━━━━━ Given data ━━━━━

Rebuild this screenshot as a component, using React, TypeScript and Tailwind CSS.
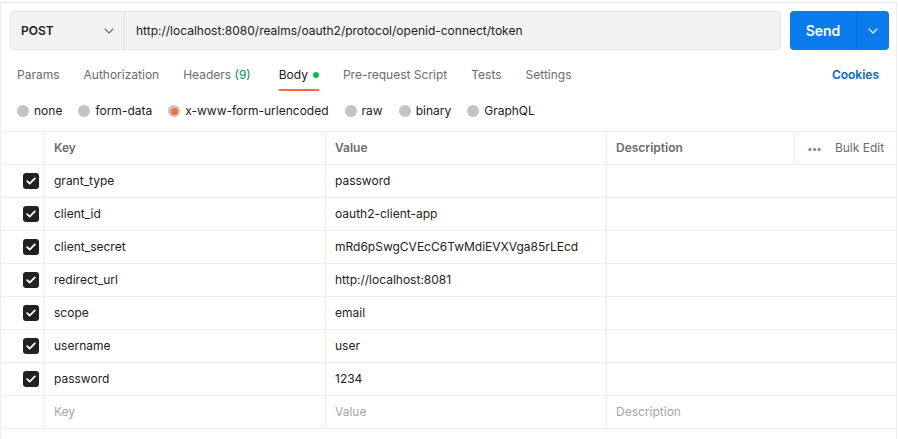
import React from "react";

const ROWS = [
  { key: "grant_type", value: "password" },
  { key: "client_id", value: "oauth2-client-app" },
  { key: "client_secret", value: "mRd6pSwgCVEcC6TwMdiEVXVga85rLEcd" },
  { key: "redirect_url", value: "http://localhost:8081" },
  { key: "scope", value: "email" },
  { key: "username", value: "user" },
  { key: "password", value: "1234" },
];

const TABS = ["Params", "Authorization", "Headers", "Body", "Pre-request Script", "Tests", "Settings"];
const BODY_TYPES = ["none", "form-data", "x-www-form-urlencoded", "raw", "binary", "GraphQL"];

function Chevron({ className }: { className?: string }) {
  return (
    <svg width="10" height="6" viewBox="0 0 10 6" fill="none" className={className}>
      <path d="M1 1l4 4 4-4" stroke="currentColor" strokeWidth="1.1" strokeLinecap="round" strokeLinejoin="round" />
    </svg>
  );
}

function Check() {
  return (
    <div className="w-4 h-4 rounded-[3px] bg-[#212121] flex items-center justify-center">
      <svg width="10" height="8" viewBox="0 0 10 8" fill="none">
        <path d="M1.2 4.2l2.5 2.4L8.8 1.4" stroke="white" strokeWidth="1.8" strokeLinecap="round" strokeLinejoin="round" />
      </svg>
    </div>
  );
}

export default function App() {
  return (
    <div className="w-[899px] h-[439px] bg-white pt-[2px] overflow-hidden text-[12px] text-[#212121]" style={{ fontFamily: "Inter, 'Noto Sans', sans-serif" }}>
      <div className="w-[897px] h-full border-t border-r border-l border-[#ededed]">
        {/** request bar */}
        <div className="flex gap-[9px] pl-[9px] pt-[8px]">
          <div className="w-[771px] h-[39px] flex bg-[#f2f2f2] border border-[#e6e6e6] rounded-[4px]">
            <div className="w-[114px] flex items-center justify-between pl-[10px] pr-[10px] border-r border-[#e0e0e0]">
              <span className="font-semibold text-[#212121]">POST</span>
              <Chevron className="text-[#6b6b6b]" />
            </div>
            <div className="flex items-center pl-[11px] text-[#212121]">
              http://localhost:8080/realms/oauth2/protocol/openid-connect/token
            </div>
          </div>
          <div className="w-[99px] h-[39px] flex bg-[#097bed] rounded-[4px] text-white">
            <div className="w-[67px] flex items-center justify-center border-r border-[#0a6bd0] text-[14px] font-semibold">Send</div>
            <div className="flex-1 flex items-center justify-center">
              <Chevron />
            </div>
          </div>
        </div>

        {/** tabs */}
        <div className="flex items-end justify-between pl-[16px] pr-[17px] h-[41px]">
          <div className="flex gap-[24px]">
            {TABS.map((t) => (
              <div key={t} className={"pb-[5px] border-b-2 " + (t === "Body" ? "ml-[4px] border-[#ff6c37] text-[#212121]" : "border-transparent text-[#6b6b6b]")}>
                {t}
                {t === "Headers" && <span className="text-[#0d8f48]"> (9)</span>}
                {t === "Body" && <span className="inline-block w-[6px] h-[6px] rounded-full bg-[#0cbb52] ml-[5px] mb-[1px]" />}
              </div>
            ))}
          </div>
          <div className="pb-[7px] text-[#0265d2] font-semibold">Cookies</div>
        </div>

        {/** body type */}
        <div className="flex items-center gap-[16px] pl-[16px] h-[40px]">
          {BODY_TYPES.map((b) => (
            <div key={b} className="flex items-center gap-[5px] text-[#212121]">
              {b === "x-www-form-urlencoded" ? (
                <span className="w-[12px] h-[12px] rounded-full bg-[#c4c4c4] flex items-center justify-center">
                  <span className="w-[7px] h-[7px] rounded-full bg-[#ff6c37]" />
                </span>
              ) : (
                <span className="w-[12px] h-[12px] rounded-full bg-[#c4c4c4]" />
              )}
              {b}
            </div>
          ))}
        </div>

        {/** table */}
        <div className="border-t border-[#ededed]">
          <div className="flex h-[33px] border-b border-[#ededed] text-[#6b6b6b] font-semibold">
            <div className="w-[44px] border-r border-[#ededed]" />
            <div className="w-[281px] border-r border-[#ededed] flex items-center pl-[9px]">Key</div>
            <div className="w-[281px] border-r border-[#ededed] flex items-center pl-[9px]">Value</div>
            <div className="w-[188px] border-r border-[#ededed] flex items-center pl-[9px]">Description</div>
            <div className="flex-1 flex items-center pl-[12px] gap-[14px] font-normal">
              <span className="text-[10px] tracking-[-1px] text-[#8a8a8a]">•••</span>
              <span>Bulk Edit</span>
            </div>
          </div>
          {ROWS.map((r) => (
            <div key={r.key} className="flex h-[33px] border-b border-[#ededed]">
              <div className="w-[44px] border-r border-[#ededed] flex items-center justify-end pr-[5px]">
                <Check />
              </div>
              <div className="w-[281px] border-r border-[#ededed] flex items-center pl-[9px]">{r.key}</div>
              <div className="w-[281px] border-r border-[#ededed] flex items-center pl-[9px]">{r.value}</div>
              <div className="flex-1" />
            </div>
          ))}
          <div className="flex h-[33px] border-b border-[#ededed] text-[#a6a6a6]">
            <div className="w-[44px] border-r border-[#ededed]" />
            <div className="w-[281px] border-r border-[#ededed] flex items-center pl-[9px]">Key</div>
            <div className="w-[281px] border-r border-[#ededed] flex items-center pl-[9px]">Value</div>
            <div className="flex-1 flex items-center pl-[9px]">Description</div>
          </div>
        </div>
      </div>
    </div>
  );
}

━━━━━

- **Your objective**
Using the material above, state how many lines include the string "React". Answer with a single number.

- **Correct response**
2